[Start]

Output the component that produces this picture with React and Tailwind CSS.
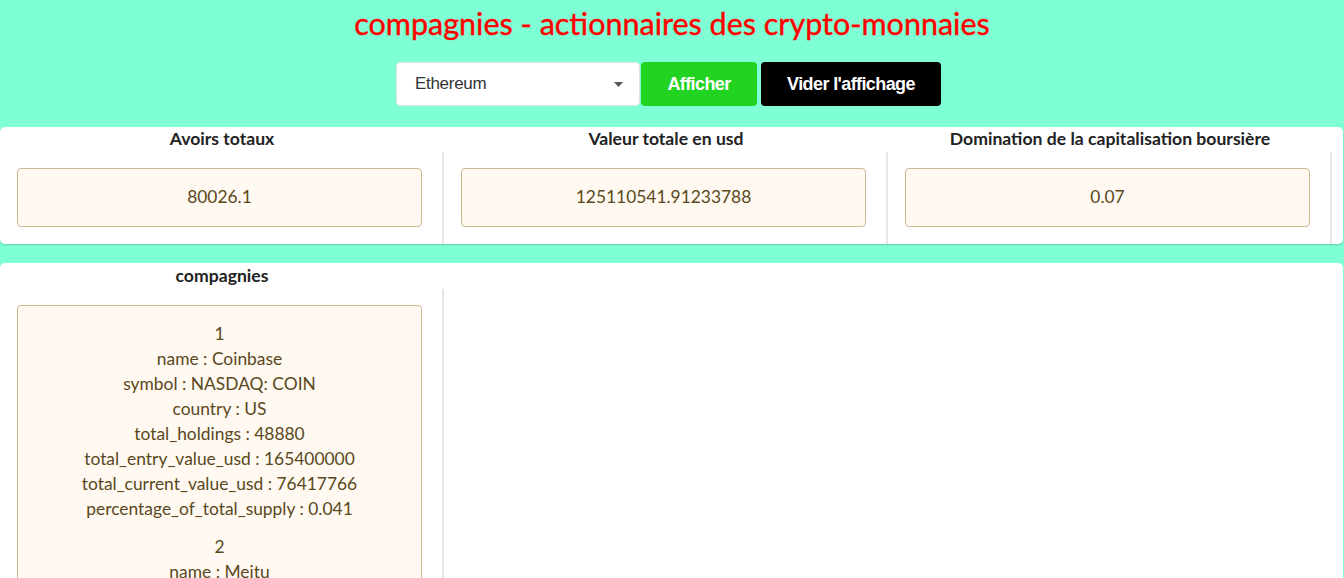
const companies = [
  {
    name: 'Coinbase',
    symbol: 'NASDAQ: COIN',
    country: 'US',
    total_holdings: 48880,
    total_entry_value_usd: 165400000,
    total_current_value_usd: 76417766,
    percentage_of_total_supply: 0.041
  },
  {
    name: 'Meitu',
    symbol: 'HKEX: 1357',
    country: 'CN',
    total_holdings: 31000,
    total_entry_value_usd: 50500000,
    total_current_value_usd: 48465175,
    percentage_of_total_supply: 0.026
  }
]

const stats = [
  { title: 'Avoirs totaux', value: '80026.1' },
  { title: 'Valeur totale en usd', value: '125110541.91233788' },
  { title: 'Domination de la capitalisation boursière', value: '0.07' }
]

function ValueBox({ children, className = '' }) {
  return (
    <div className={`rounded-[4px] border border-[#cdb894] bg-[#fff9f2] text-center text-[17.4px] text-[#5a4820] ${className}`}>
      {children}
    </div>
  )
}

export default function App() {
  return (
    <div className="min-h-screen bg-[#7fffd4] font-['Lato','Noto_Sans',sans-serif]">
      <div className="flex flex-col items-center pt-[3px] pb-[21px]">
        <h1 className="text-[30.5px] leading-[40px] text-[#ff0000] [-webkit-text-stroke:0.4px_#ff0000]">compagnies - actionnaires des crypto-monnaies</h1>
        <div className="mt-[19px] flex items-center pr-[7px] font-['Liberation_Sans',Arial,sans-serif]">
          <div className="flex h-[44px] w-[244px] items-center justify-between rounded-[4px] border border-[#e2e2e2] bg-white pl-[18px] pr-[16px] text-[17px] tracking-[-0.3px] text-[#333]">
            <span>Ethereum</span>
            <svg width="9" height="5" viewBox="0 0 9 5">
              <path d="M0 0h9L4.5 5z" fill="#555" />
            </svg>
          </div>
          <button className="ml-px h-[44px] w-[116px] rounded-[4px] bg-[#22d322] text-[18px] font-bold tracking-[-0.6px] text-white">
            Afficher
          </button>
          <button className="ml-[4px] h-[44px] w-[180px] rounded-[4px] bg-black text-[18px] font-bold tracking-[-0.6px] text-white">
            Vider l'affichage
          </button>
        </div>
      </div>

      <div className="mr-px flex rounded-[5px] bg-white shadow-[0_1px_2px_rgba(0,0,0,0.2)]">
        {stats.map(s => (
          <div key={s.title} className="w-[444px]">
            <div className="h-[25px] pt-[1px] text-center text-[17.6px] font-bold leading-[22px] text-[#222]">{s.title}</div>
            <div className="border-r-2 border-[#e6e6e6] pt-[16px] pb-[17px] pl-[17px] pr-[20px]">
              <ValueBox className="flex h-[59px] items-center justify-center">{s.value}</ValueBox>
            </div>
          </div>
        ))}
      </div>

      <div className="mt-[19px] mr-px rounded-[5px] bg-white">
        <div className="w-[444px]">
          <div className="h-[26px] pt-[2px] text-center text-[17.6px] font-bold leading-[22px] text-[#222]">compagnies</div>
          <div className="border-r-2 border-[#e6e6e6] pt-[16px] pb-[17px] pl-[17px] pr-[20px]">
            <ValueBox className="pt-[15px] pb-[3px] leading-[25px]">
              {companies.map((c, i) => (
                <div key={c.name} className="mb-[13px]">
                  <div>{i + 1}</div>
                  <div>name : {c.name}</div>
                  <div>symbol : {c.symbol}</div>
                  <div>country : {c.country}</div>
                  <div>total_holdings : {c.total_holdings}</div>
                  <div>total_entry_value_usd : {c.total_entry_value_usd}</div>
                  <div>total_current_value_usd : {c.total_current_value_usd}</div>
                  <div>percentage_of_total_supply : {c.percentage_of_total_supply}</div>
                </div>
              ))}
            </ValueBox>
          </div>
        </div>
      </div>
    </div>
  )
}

[End]

Repeat the data above exactly, but not the pictures.

Output the component that produces this picture with React and Tailwind CSS.
const companies = [
  {
    name: 'Coinbase',
    symbol: 'NASDAQ: COIN',
    country: 'US',
    total_holdings: 48880,
    total_entry_value_usd: 165400000,
    total_current_value_usd: 76417766,
    percentage_of_total_supply: 0.041
  },
  {
    name: 'Meitu',
    symbol: 'HKEX: 1357',
    country: 'CN',
    total_holdings: 31000,
    total_entry_value_usd: 50500000,
    total_current_value_usd: 48465175,
    percentage_of_total_supply: 0.026
  }
]

const stats = [
  { title: 'Avoirs totaux', value: '80026.1' },
  { title: 'Valeur totale en usd', value: '125110541.91233788' },
  { title: 'Domination de la capitalisation boursière', value: '0.07' }
]

function ValueBox({ children, className = '' }) {
  return (
    <div className={`rounded-[4px] border border-[#cdb894] bg-[#fff9f2] text-center text-[17.4px] text-[#5a4820] ${className}`}>
      {children}
    </div>
  )
}

export default function App() {
  return (
    <div className="min-h-screen bg-[#7fffd4] font-['Lato','Noto_Sans',sans-serif]">
      <div className="flex flex-col items-center pt-[3px] pb-[21px]">
        <h1 className="text-[30.5px] leading-[40px] text-[#ff0000] [-webkit-text-stroke:0.4px_#ff0000]">compagnies - actionnaires des crypto-monnaies</h1>
        <div className="mt-[19px] flex items-center pr-[7px] font-['Liberation_Sans',Arial,sans-serif]">
          <div className="flex h-[44px] w-[244px] items-center justify-between rounded-[4px] border border-[#e2e2e2] bg-white pl-[18px] pr-[16px] text-[17px] tracking-[-0.3px] text-[#333]">
            <span>Ethereum</span>
            <svg width="9" height="5" viewBox="0 0 9 5">
              <path d="M0 0h9L4.5 5z" fill="#555" />
            </svg>
          </div>
          <button className="ml-px h-[44px] w-[116px] rounded-[4px] bg-[#22d322] text-[18px] font-bold tracking-[-0.6px] text-white">
            Afficher
          </button>
          <button className="ml-[4px] h-[44px] w-[180px] rounded-[4px] bg-black text-[18px] font-bold tracking-[-0.6px] text-white">
            Vider l'affichage
          </button>
        </div>
      </div>

      <div className="mr-px flex rounded-[5px] bg-white shadow-[0_1px_2px_rgba(0,0,0,0.2)]">
        {stats.map(s => (
          <div key={s.title} className="w-[444px]">
            <div className="h-[25px] pt-[1px] text-center text-[17.6px] font-bold leading-[22px] text-[#222]">{s.title}</div>
            <div className="border-r-2 border-[#e6e6e6] pt-[16px] pb-[17px] pl-[17px] pr-[20px]">
              <ValueBox className="flex h-[59px] items-center justify-center">{s.value}</ValueBox>
            </div>
          </div>
        ))}
      </div>

      <div className="mt-[19px] mr-px rounded-[5px] bg-white">
        <div className="w-[444px]">
          <div className="h-[26px] pt-[2px] text-center text-[17.6px] font-bold leading-[22px] text-[#222]">compagnies</div>
          <div className="border-r-2 border-[#e6e6e6] pt-[16px] pb-[17px] pl-[17px] pr-[20px]">
            <ValueBox className="pt-[15px] pb-[3px] leading-[25px]">
              {companies.map((c, i) => (
                <div key={c.name} className="mb-[13px]">
                  <div>{i + 1}</div>
                  <div>name : {c.name}</div>
                  <div>symbol : {c.symbol}</div>
                  <div>country : {c.country}</div>
                  <div>total_holdings : {c.total_holdings}</div>
                  <div>total_entry_value_usd : {c.total_entry_value_usd}</div>
                  <div>total_current_value_usd : {c.total_current_value_usd}</div>
                  <div>percentage_of_total_supply : {c.percentage_of_total_supply}</div>
                </div>
              ))}
            </ValueBox>
          </div>
        </div>
      </div>
    </div>
  )
}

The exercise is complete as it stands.